Because Apple Pay is not trying to win over consumers due to a convenience factor, then it must provide more value than the alternative options. Such as paying with a regular credit card. The difficult part of this is that it takes effort from businesses to make this happen. And businesses are taking their sweet time implementing mobile wallet content. But I promise, when this does finally happen you will see Apple Pay usage rise faster than ever before. Consumers care about their experience and they will change if it means that they receive more value and a better experience.
Apple Pay’s day will come. And consumers will wonder what took them so long.
Apple Pay will eventually see it’s day. It will rely on businesses to focus more on the consumer experience and the value that they provide, and that day is also approaching quickly. We have seen tremendous results from businesses who use mobile wallet marketing as part of their marketing strategy.
Right now, the mobile wallet and Apple Pay are not working together like they soon will. They are still running separately(even though they’re both stored in Apple Wallet).

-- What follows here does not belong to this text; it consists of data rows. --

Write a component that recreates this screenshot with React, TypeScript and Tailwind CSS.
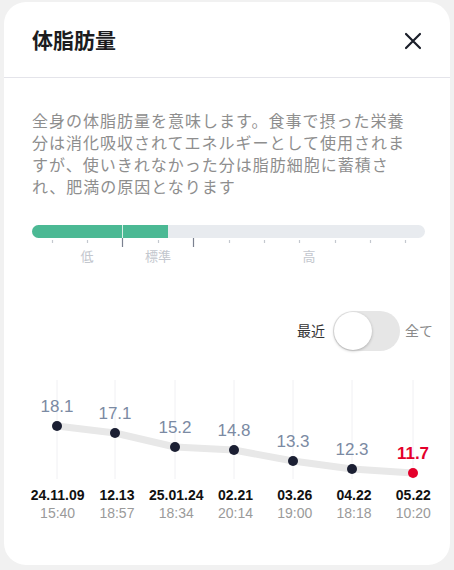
import React from "react";

const font = { fontFamily: '"Liberation Sans", "Noto Sans CJK JP", sans-serif' };

const points = [
  { x: 29, y: 46, v: "18.1", date: "24.11.09", time: "15:40" },
  { x: 87, y: 53, v: "17.1", date: "12.13", time: "18:57" },
  { x: 147, y: 67, v: "15.2", date: "25.01.24", time: "18:34" },
  { x: 206, y: 70, v: "14.8", date: "02.21", time: "20:14" },
  { x: 265, y: 81, v: "13.3", date: "03.26", time: "19:00" },
  { x: 324, y: 89, v: "12.3", date: "04.22", time: "18:18" },
  { x: 385, y: 93, v: "11.7", date: "05.22", time: "10:20" },
];

const ticks = [20, 55, 90, 126, 161, 197, 232, 267, 303, 338, 373];

function Gauge() {
  return (
    <div className="mt-[26px] w-[393px]">
      <div className="relative flex h-[13px] w-full overflow-hidden rounded-full bg-[#e8ebef]">
        <div className="h-full w-[90px] bg-[#4bb994]" />
        <div className="h-full w-px bg-[#d9f0e6]" />
        <div className="h-full w-[45px] bg-[#4bb994]" />
      </div>
      <svg width="393" height="10" className="block">
        {ticks.map((t) => {
          const major = t === 90 || t === 161;
          return (
            <line
              key={t}
              x1={t + 0.5}
              x2={t + 0.5}
              y1={major ? 0 : 2}
              y2={major ? 9 : 5}
              stroke={major ? "#7b8190" : "#c4c8cf"}
              strokeWidth={1.2}
            />
          );
        })}
      </svg>
      <div className="mt-px flex text-[13px] leading-[16px] text-[#c3c7ce]">
        <span className="w-[20px]" />
        <span className="w-[70px] text-center">低</span>
        <span className="w-[72px] text-center">標準</span>
        <span className="w-[230px] text-center">高</span>
      </div>
    </div>
  );
}

function Chart() {
  const path = points.map((p, i) => `${i === 0 ? "M" : "L"}${p.x} ${p.y}`).join(" ");
  return (
    <div className="ml-[24px] mt-[29px] w-[415px]">
      <svg width="415" height="100" className="block">
        {points.map((p) => (
          <line key={p.x} x1={p.x} x2={p.x} y1={0} y2={99} stroke="#f0f0f3" strokeWidth={1} />
        ))}
        <path d={path} fill="none" stroke="#e8e8e8" strokeWidth={7} strokeLinejoin="round" strokeLinecap="round" />
        {points.map((p, i) => {
          const last = i === points.length - 1;
          return (
            <g key={p.v}>
              <circle cx={p.x} cy={p.y} r={5} fill={last ? "#e4002b" : "#1b1f33"} />
              <text
                x={p.x}
                y={p.y - 14}
                textAnchor="middle"
                fill={last ? "#e4002b" : "#7b8aa3"}
                style={{ ...font, fontSize: 17, fontWeight: last ? 700 : 400 }}
              >
                {p.v}
              </text>
            </g>
          );
        })}
      </svg>
      <div className="mt-[6px] grid grid-cols-7">
        {points.map((p) => (
          <div key={p.date} className="flex flex-col items-center">
            <span className="text-[14px] font-bold leading-[18px] text-[#111]">{p.date}</span>
            <span className="text-[14px] leading-[18px] text-[#9a9a9a]">{p.time}</span>
          </div>
        ))}
      </div>
    </div>
  );
}

export default function App() {
  return (
    <div className="h-[570px] w-[454px] bg-[#f1f1f1] pt-[2px]" style={font}>
      <div className="mx-[4px] h-[563px] w-[446px] overflow-hidden rounded-[22px] bg-white">
        <div className="flex h-[76px] items-center justify-between border-b border-[#e4e4ea] pl-[28px] pr-[28px]">
          <h1 className="pt-[2px] text-[21px] font-semibold text-[#1c1c1e]">体脂肪量</h1>
          <svg width="18" height="18" viewBox="0 0 18 18" className="mt-[2px]">
            <path d="M2 2 L16 16 M16 2 L2 16" stroke="#1b1f2a" strokeWidth={2.2} strokeLinecap="round" />
          </svg>
        </div>

        <div className="pl-[28px] pt-[33px]">
          <p className="text-[16px] leading-[22px] tracking-[1px] text-[#8e8e8e]">
            全身の体脂肪量を意味します。食事で摂った栄養
            <br />
            分は消化吸収されてエネルギーとして使用されま
            <br />
            すが、使いきれなかった分は脂肪細胞に蓄積さ
            <br />
            れ、肥満の原因となります
          </p>
          <Gauge />
        </div>

        <div className="mt-[46px] flex items-center justify-end pr-[17px]">
          <span className="text-[14px] text-[#333]">最近</span>
          <div className="ml-[8px] flex h-[40px] w-[67px] items-center rounded-full bg-[#e6e6e6] px-[1px]">
            <div className="h-[38px] w-[38px] rounded-full bg-white shadow-[0_1px_3px_rgba(0,0,0,0.25)]" />
          </div>
          <span className="ml-[5px] text-[14px] text-[#8a8a8a]">全て</span>
        </div>

        <Chart />
      </div>
    </div>
  );
}
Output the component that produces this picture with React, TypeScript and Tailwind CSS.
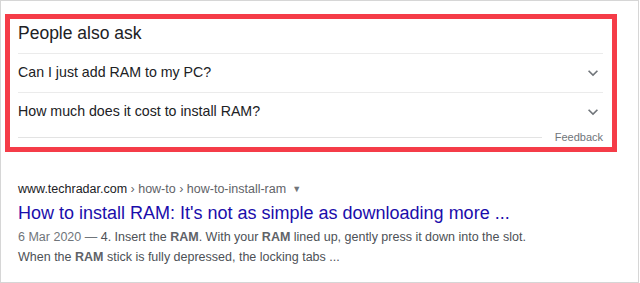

Once businesses start to use BLE beacons and the Physical Web as well as push notifications and chain passes, consumers will be flocking to the mobile payment platform. But for now, Apple Pay must fight for adoption and remain in competition with the credit card.
Just remember. Apple Pay is not trying to solve a credit card problem but rather present the mobile wallet opportunity.
While I packed a lot of information into this article, that is the key takeaway. Apple Pay is about the opportunity the mobile wallet provides. Once that is discovered, defeating plastic credit cards will be talk of the past.
What are your thoughts? Do you think Apple Pay is fighting the convenience battle with the credit card or are you with me in that Apple Pay represents much more than mobile payments?